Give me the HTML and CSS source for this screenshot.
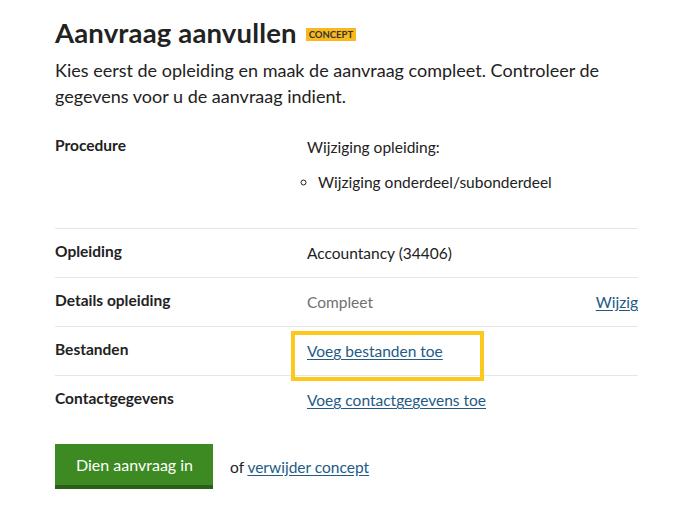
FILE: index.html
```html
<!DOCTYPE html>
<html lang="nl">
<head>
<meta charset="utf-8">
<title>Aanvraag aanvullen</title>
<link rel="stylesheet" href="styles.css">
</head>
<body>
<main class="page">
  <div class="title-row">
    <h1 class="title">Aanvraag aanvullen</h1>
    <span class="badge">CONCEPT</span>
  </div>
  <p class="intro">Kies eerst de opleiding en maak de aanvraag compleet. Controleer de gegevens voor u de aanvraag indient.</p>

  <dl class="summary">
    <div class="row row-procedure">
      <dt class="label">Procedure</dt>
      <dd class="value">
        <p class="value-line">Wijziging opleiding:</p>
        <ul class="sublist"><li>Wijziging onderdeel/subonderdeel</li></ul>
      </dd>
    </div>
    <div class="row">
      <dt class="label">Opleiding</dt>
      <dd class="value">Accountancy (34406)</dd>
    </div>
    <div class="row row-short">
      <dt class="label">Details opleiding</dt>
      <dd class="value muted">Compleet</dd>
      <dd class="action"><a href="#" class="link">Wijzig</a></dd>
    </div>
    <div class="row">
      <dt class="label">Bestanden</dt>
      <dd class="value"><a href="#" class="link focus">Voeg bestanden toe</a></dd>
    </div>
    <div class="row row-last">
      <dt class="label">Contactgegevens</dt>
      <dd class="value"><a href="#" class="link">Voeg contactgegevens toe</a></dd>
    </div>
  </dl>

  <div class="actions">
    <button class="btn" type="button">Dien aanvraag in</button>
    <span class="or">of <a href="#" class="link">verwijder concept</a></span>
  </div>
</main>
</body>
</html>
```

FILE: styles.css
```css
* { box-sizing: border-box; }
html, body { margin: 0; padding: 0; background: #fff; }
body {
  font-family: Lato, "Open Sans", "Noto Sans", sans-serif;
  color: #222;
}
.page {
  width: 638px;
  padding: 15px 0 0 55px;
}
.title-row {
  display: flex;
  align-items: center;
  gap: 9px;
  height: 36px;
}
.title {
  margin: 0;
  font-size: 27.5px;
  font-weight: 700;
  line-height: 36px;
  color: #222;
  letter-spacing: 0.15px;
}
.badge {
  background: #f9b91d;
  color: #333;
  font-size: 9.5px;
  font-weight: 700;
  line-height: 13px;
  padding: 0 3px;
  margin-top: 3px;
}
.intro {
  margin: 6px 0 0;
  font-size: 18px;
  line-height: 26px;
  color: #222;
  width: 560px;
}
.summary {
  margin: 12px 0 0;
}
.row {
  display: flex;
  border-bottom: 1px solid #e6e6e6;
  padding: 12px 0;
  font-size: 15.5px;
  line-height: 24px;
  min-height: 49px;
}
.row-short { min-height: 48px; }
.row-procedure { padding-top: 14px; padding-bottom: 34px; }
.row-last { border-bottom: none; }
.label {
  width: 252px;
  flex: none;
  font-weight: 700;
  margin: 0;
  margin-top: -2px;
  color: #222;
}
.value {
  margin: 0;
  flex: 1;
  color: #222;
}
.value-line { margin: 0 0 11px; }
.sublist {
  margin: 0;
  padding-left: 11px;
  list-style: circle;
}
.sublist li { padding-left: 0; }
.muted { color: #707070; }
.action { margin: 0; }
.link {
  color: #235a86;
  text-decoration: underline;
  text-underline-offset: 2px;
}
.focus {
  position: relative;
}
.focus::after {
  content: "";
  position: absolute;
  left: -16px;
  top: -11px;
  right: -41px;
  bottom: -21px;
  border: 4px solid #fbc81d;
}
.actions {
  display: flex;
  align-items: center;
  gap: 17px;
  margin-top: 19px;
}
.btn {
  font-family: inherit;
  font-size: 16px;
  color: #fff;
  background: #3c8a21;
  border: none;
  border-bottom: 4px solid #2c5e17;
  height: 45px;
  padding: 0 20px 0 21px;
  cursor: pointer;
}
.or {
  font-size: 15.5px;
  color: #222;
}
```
---*---
## [Task requirements]
Reproduce the listing word for word and omit its pictures.

## [Written solution]
Give me the HTML and CSS source for this screenshot.
FILE: index.html
```html
<!DOCTYPE html>
<html lang="nl">
<head>
<meta charset="utf-8">
<title>Aanvraag aanvullen</title>
<link rel="stylesheet" href="styles.css">
</head>
<body>
<main class="page">
  <div class="title-row">
    <h1 class="title">Aanvraag aanvullen</h1>
    <span class="badge">CONCEPT</span>
  </div>
  <p class="intro">Kies eerst de opleiding en maak de aanvraag compleet. Controleer de gegevens voor u de aanvraag indient.</p>

  <dl class="summary">
    <div class="row row-procedure">
      <dt class="label">Procedure</dt>
      <dd class="value">
        <p class="value-line">Wijziging opleiding:</p>
        <ul class="sublist"><li>Wijziging onderdeel/subonderdeel</li></ul>
      </dd>
    </div>
    <div class="row">
      <dt class="label">Opleiding</dt>
      <dd class="value">Accountancy (34406)</dd>
    </div>
    <div class="row row-short">
      <dt class="label">Details opleiding</dt>
      <dd class="value muted">Compleet</dd>
      <dd class="action"><a href="#" class="link">Wijzig</a></dd>
    </div>
    <div class="row">
      <dt class="label">Bestanden</dt>
      <dd class="value"><a href="#" class="link focus">Voeg bestanden toe</a></dd>
    </div>
    <div class="row row-last">
      <dt class="label">Contactgegevens</dt>
      <dd class="value"><a href="#" class="link">Voeg contactgegevens toe</a></dd>
    </div>
  </dl>

  <div class="actions">
    <button class="btn" type="button">Dien aanvraag in</button>
    <span class="or">of <a href="#" class="link">verwijder concept</a></span>
  </div>
</main>
</body>
</html>
```

FILE: styles.css
```css
* { box-sizing: border-box; }
html, body { margin: 0; padding: 0; background: #fff; }
body {
  font-family: Lato, "Open Sans", "Noto Sans", sans-serif;
  color: #222;
}
.page {
  width: 638px;
  padding: 15px 0 0 55px;
}
.title-row {
  display: flex;
  align-items: center;
  gap: 9px;
  height: 36px;
}
.title {
  margin: 0;
  font-size: 27.5px;
  font-weight: 700;
  line-height: 36px;
  color: #222;
  letter-spacing: 0.15px;
}
.badge {
  background: #f9b91d;
  color: #333;
  font-size: 9.5px;
  font-weight: 700;
  line-height: 13px;
  padding: 0 3px;
  margin-top: 3px;
}
.intro {
  margin: 6px 0 0;
  font-size: 18px;
  line-height: 26px;
  color: #222;
  width: 560px;
}
.summary {
  margin: 12px 0 0;
}
.row {
  display: flex;
  border-bottom: 1px solid #e6e6e6;
  padding: 12px 0;
  font-size: 15.5px;
  line-height: 24px;
  min-height: 49px;
}
.row-short { min-height: 48px; }
.row-procedure { padding-top: 14px; padding-bottom: 34px; }
.row-last { border-bottom: none; }
.label {
  width: 252px;
  flex: none;
  font-weight: 700;
  margin: 0;
  margin-top: -2px;
  color: #222;
}
.value {
  margin: 0;
  flex: 1;
  color: #222;
}
.value-line { margin: 0 0 11px; }
.sublist {
  margin: 0;
  padding-left: 11px;
  list-style: circle;
}
.sublist li { padding-left: 0; }
.muted { color: #707070; }
.action { margin: 0; }
.link {
  color: #235a86;
  text-decoration: underline;
  text-underline-offset: 2px;
}
.focus {
  position: relative;
}
.focus::after {
  content: "";
  position: absolute;
  left: -16px;
  top: -11px;
  right: -41px;
  bottom: -21px;
  border: 4px solid #fbc81d;
}
.actions {
  display: flex;
  align-items: center;
  gap: 17px;
  margin-top: 19px;
}
.btn {
  font-family: inherit;
  font-size: 16px;
  color: #fff;
  background: #3c8a21;
  border: none;
  border-bottom: 4px solid #2c5e17;
  height: 45px;
  padding: 0 20px 0 21px;
  cursor: pointer;
}
.or {
  font-size: 15.5px;
  color: #222;
}
```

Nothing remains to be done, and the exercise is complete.